Correlation between job postings and current month median salary: 0.709
Correlation between job postings and next month median salary: 0.878


Interpretation
This is a moderate to strong positive correlation.
It suggests that when there are more job postings in a given month, the average salary tends to be higher in the following month.
This could indicate a lagged effect where increased hiring demand signals or even drives up salary offers shortly after.
It might reflect market dynamics like salary negotiations catching up after spikes in demand, or employers responding to talent shortages by raising salaries in the near term.

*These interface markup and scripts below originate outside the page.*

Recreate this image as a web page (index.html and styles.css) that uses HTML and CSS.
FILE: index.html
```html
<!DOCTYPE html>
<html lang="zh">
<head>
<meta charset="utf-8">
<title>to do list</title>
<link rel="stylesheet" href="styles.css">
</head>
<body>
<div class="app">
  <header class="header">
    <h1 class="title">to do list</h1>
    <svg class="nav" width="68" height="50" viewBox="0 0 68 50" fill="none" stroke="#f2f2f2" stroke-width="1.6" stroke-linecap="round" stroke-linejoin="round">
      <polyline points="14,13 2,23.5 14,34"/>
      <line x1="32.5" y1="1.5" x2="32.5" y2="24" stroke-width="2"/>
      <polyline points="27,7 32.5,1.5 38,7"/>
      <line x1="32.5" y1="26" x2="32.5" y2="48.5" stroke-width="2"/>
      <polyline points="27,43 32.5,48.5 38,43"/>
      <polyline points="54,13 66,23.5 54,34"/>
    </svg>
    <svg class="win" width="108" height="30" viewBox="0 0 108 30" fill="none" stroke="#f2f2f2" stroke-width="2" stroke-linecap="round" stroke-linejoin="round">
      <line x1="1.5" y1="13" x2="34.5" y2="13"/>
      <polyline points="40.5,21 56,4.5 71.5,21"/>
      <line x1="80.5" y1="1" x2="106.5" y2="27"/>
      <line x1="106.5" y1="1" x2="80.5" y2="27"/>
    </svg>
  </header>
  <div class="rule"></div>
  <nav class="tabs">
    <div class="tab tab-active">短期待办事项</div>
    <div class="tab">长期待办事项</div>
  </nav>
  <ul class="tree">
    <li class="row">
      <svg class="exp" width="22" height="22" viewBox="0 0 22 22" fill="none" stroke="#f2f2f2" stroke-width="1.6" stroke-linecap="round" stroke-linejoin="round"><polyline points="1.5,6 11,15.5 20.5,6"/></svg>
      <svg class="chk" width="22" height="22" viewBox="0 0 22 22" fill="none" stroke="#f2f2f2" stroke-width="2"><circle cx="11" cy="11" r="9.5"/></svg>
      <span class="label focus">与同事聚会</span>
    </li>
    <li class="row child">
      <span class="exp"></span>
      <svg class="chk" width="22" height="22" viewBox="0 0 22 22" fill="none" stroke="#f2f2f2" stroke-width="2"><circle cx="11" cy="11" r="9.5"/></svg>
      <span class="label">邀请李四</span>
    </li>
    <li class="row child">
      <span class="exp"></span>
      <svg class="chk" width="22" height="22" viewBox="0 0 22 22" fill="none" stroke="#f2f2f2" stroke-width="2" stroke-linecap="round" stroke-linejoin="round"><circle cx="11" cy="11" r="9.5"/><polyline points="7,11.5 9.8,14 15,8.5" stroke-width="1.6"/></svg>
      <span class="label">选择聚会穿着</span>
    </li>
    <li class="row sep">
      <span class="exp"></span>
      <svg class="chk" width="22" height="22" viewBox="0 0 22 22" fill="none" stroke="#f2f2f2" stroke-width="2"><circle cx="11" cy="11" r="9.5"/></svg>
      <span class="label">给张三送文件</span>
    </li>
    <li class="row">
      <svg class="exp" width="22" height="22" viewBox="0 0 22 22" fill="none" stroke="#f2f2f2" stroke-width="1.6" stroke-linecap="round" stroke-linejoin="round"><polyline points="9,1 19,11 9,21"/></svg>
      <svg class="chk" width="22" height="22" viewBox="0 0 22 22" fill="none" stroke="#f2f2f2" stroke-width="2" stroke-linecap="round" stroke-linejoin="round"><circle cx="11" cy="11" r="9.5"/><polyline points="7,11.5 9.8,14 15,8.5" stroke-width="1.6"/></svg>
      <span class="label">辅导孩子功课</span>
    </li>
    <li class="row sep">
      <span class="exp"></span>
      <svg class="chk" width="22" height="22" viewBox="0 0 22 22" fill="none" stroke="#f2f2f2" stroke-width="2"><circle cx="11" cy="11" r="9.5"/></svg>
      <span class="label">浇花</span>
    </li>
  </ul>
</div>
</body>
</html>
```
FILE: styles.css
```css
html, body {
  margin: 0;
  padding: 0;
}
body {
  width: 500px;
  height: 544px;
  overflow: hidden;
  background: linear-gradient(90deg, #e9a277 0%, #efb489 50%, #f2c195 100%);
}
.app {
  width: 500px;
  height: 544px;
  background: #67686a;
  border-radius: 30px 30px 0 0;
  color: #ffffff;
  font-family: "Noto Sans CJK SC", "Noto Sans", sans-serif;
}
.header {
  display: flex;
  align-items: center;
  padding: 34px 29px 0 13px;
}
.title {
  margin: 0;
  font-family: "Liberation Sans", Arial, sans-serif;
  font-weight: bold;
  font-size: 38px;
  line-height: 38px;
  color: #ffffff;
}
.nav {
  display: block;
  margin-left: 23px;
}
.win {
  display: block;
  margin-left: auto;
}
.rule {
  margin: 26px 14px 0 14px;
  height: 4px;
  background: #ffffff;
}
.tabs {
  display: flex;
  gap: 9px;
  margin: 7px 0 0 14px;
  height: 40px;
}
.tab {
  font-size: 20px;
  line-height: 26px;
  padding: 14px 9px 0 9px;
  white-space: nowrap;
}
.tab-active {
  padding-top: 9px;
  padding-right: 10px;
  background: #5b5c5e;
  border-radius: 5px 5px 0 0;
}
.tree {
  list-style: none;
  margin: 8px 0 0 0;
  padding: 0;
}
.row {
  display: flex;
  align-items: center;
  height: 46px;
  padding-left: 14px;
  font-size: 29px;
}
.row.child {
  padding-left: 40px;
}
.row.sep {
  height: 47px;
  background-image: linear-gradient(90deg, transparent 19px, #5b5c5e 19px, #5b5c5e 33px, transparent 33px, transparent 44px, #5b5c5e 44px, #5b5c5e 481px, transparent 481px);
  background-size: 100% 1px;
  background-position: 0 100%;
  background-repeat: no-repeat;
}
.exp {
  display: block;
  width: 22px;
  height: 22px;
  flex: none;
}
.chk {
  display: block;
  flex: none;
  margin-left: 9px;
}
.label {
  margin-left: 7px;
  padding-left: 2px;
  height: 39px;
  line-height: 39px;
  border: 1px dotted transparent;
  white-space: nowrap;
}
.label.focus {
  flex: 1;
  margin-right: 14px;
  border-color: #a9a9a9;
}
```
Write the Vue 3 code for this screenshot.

What could cause this pattern?
Hiring cycles: Companies may ramp up postings first, then adjust salary offers in response.
Budget timing: Salary budgets or offers might be updated shortly after observing market demand.
Market signals: A surge in postings could reflect competitive pressures that lead to salary increases soon after.